BTW I am hoping that $1F0-$1F1 ultimately get used for AUXA/AUXB just like INDA/INDB are used, but to access AUX rather than COG. Either now or later.
I am not sure if Chip is intending to implement a HUBEXEC mode where the instructions will automatically fill the cache, execute the 8 instructions from the cache window, and then automatically loop back to fill the cache with the next line, etc. Currently we can do this with instructions, but a bit slower. Currently, the compiler may have to avoid the use of BIG/AUGI and XXX instruction pairs spread over a WIDE boundary. Again, little price to pay for the astonishing improvement over LMM.
HJMP/HCALL/HRET:
Am I correctly understanding that currently, we would execute these by saving the new hub address into say INDA, and then jumping to the next
RDWIDE cachewindow, INDA++
and continue to execute from the loaded 8*long cache window?
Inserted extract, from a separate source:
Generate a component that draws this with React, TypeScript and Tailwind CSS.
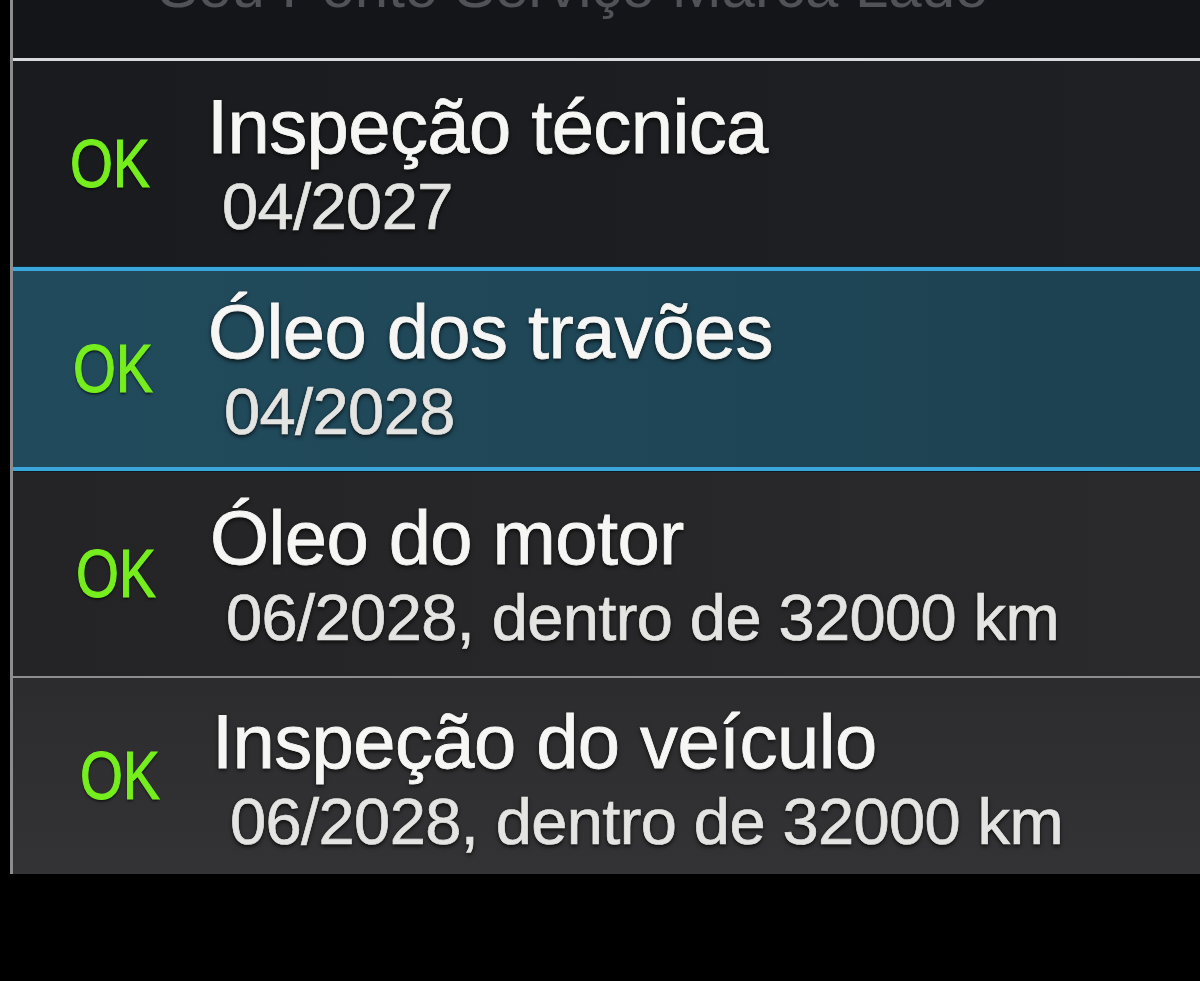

So what we are trying to do, is make this automatic?
The reason I was not asking for each task to be able to hubexec is that it would require 4x(BIG,mapped 8-long cache,LR) - and more logic, multiplexers etc. I have many ideas for P2.1++++ however I am trying to minimize the risk for P2 even. The risk goes way up if we need four of the above.
With one, if it does not work, and is not fixed, P2 will still work with old-style LMM.
Besides, pthreads will run very nicely on hubexec, without the memory cache thrashing. It would actually be faster at the macro level than four hubexec tasks (that can be fixed with a lot more hardware, but not in P2)
Aside from BIG issues, wouldn't it also work to have multiple hubexec tasks? I know it would be horribly slow but if instruction fetch just does the same thing as RDLONGC, the only problem would be that the cache would be invalidated on every instruction fetch so all of the hubexec tasks would revert to hub speed. The same would be true if one of the COG tasks used one of the RDxxxxC or WRxxxxC instructions. That would just force a new 8-long fetch on the next instruction fetch. Or am I missing something?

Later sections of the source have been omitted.